__YOUR INSTRUCTIONS__
Leave every picture out and write out the records below exactly.

### THE RECORDS

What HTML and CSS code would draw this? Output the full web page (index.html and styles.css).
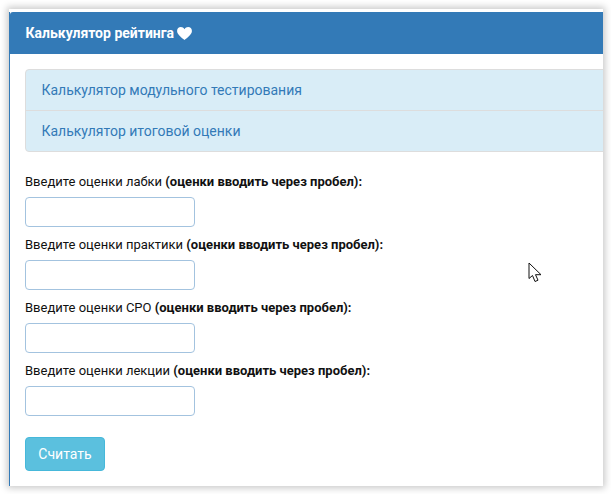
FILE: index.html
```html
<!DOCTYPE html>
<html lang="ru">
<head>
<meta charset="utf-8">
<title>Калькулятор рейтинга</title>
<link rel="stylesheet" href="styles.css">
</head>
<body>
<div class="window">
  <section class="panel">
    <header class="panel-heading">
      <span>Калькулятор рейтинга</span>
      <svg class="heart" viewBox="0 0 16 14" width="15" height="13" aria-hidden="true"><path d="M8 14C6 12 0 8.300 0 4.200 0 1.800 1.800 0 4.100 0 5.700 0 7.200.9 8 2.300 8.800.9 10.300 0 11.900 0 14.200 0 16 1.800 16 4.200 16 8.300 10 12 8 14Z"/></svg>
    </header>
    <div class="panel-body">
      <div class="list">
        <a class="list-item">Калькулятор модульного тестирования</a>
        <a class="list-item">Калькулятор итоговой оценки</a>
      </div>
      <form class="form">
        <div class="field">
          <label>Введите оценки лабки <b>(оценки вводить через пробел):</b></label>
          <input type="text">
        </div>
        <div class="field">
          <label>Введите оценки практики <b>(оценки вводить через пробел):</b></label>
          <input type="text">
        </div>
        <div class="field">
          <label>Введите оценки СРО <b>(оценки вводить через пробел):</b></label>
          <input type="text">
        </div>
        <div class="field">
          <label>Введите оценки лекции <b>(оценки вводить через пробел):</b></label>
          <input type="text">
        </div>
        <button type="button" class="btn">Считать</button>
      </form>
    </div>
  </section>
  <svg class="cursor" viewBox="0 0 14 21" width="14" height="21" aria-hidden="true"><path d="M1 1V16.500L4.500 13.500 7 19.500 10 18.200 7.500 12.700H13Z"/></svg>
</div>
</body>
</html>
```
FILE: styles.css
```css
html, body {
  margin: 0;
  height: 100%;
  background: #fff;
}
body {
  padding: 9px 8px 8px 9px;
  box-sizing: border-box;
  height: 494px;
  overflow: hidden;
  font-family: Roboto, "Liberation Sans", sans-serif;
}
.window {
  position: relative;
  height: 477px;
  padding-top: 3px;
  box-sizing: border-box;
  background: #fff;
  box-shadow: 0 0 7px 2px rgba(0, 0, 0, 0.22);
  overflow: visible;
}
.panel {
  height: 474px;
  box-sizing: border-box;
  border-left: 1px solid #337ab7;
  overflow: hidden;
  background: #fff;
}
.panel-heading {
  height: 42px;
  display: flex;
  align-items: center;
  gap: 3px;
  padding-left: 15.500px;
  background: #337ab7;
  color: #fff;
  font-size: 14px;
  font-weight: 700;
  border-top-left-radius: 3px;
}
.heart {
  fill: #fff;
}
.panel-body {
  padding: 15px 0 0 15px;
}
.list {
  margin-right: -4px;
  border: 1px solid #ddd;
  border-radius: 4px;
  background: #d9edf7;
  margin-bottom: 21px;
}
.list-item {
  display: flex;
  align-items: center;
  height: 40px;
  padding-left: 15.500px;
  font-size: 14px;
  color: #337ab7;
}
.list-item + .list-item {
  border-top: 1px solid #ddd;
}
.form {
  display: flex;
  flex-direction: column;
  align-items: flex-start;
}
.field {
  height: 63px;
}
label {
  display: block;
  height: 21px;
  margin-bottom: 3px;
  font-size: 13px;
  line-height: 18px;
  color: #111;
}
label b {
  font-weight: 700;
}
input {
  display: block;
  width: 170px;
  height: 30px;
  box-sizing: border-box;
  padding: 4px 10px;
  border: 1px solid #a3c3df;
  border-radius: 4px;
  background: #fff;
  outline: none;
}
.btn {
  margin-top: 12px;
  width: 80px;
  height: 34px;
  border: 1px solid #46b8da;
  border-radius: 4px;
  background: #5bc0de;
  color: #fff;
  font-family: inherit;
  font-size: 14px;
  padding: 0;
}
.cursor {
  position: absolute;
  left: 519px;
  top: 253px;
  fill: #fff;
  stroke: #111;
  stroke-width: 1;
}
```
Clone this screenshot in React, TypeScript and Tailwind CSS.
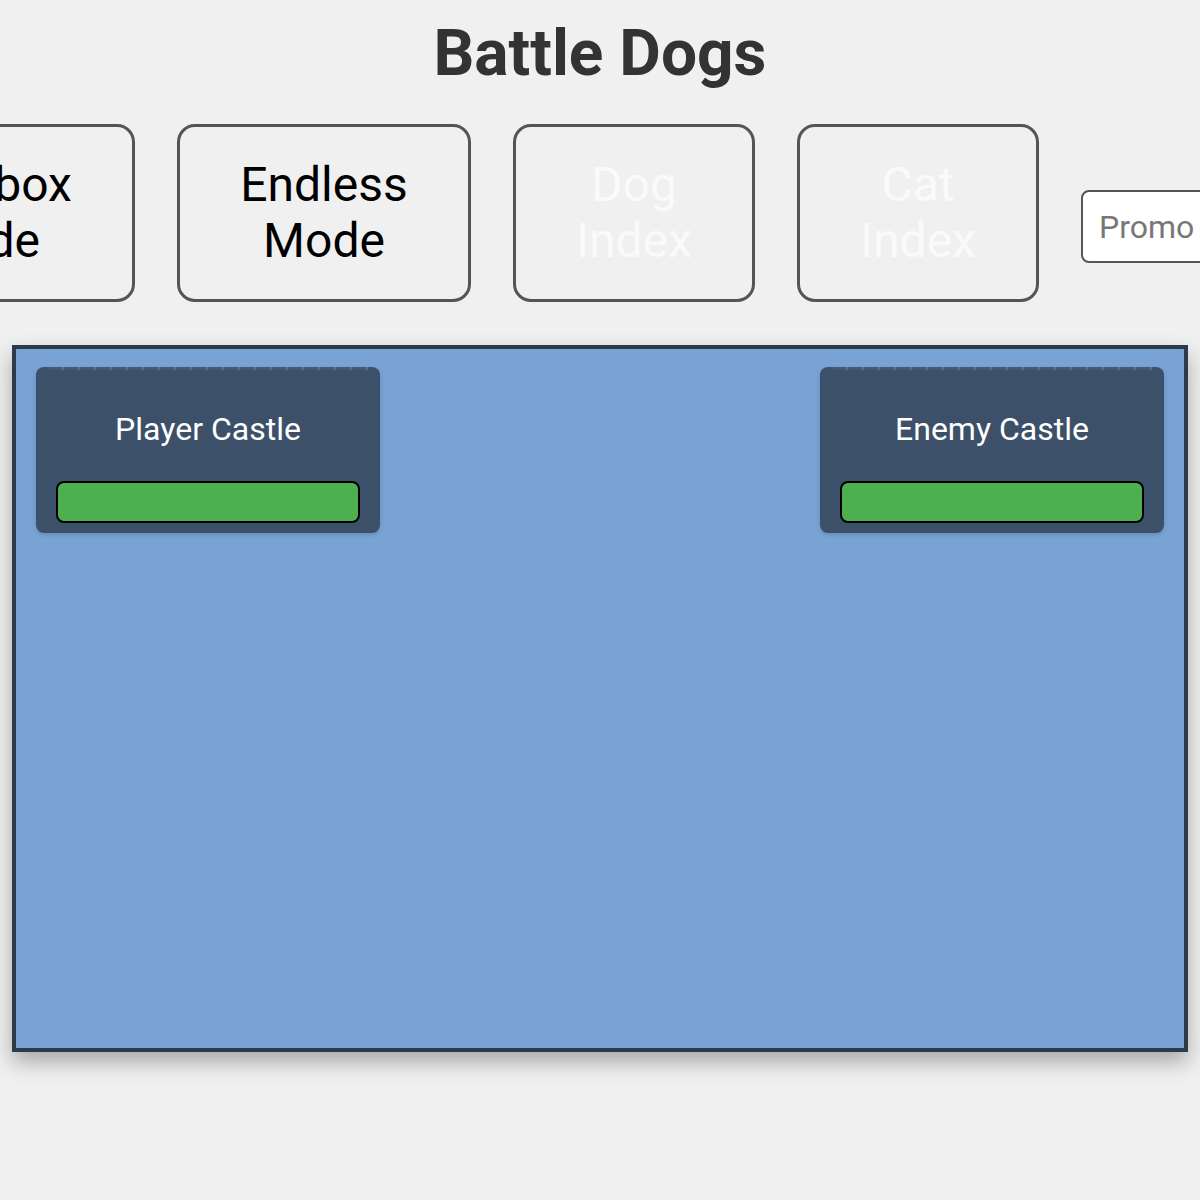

######

__COMPLETE RESPONSE__
What HTML and CSS code would draw this? Output the full web page (index.html and styles.css).
FILE: index.html
```html
<!DOCTYPE html>
<html lang="ru">
<head>
<meta charset="utf-8">
<title>Калькулятор рейтинга</title>
<link rel="stylesheet" href="styles.css">
</head>
<body>
<div class="window">
  <section class="panel">
    <header class="panel-heading">
      <span>Калькулятор рейтинга</span>
      <svg class="heart" viewBox="0 0 16 14" width="15" height="13" aria-hidden="true"><path d="M8 14C6 12 0 8.300 0 4.200 0 1.800 1.800 0 4.100 0 5.700 0 7.200.9 8 2.300 8.800.9 10.300 0 11.900 0 14.200 0 16 1.800 16 4.200 16 8.300 10 12 8 14Z"/></svg>
    </header>
    <div class="panel-body">
      <div class="list">
        <a class="list-item">Калькулятор модульного тестирования</a>
        <a class="list-item">Калькулятор итоговой оценки</a>
      </div>
      <form class="form">
        <div class="field">
          <label>Введите оценки лабки <b>(оценки вводить через пробел):</b></label>
          <input type="text">
        </div>
        <div class="field">
          <label>Введите оценки практики <b>(оценки вводить через пробел):</b></label>
          <input type="text">
        </div>
        <div class="field">
          <label>Введите оценки СРО <b>(оценки вводить через пробел):</b></label>
          <input type="text">
        </div>
        <div class="field">
          <label>Введите оценки лекции <b>(оценки вводить через пробел):</b></label>
          <input type="text">
        </div>
        <button type="button" class="btn">Считать</button>
      </form>
    </div>
  </section>
  <svg class="cursor" viewBox="0 0 14 21" width="14" height="21" aria-hidden="true"><path d="M1 1V16.500L4.500 13.500 7 19.500 10 18.200 7.500 12.700H13Z"/></svg>
</div>
</body>
</html>
```
FILE: styles.css
```css
html, body {
  margin: 0;
  height: 100%;
  background: #fff;
}
body {
  padding: 9px 8px 8px 9px;
  box-sizing: border-box;
  height: 494px;
  overflow: hidden;
  font-family: Roboto, "Liberation Sans", sans-serif;
}
.window {
  position: relative;
  height: 477px;
  padding-top: 3px;
  box-sizing: border-box;
  background: #fff;
  box-shadow: 0 0 7px 2px rgba(0, 0, 0, 0.22);
  overflow: visible;
}
.panel {
  height: 474px;
  box-sizing: border-box;
  border-left: 1px solid #337ab7;
  overflow: hidden;
  background: #fff;
}
.panel-heading {
  height: 42px;
  display: flex;
  align-items: center;
  gap: 3px;
  padding-left: 15.500px;
  background: #337ab7;
  color: #fff;
  font-size: 14px;
  font-weight: 700;
  border-top-left-radius: 3px;
}
.heart {
  fill: #fff;
}
.panel-body {
  padding: 15px 0 0 15px;
}
.list {
  margin-right: -4px;
  border: 1px solid #ddd;
  border-radius: 4px;
  background: #d9edf7;
  margin-bottom: 21px;
}
.list-item {
  display: flex;
  align-items: center;
  height: 40px;
  padding-left: 15.500px;
  font-size: 14px;
  color: #337ab7;
}
.list-item + .list-item {
  border-top: 1px solid #ddd;
}
.form {
  display: flex;
  flex-direction: column;
  align-items: flex-start;
}
.field {
  height: 63px;
}
label {
  display: block;
  height: 21px;
  margin-bottom: 3px;
  font-size: 13px;
  line-height: 18px;
  color: #111;
}
label b {
  font-weight: 700;
}
input {
  display: block;
  width: 170px;
  height: 30px;
  box-sizing: border-box;
  padding: 4px 10px;
  border: 1px solid #a3c3df;
  border-radius: 4px;
  background: #fff;
  outline: none;
}
.btn {
  margin-top: 12px;
  width: 80px;
  height: 34px;
  border: 1px solid #46b8da;
  border-radius: 4px;
  background: #5bc0de;
  color: #fff;
  font-family: inherit;
  font-size: 14px;
  padding: 0;
}
.cursor {
  position: absolute;
  left: 519px;
  top: 253px;
  fill: #fff;
  stroke: #111;
  stroke-width: 1;
}
```
Clone this screenshot in React, TypeScript and Tailwind CSS.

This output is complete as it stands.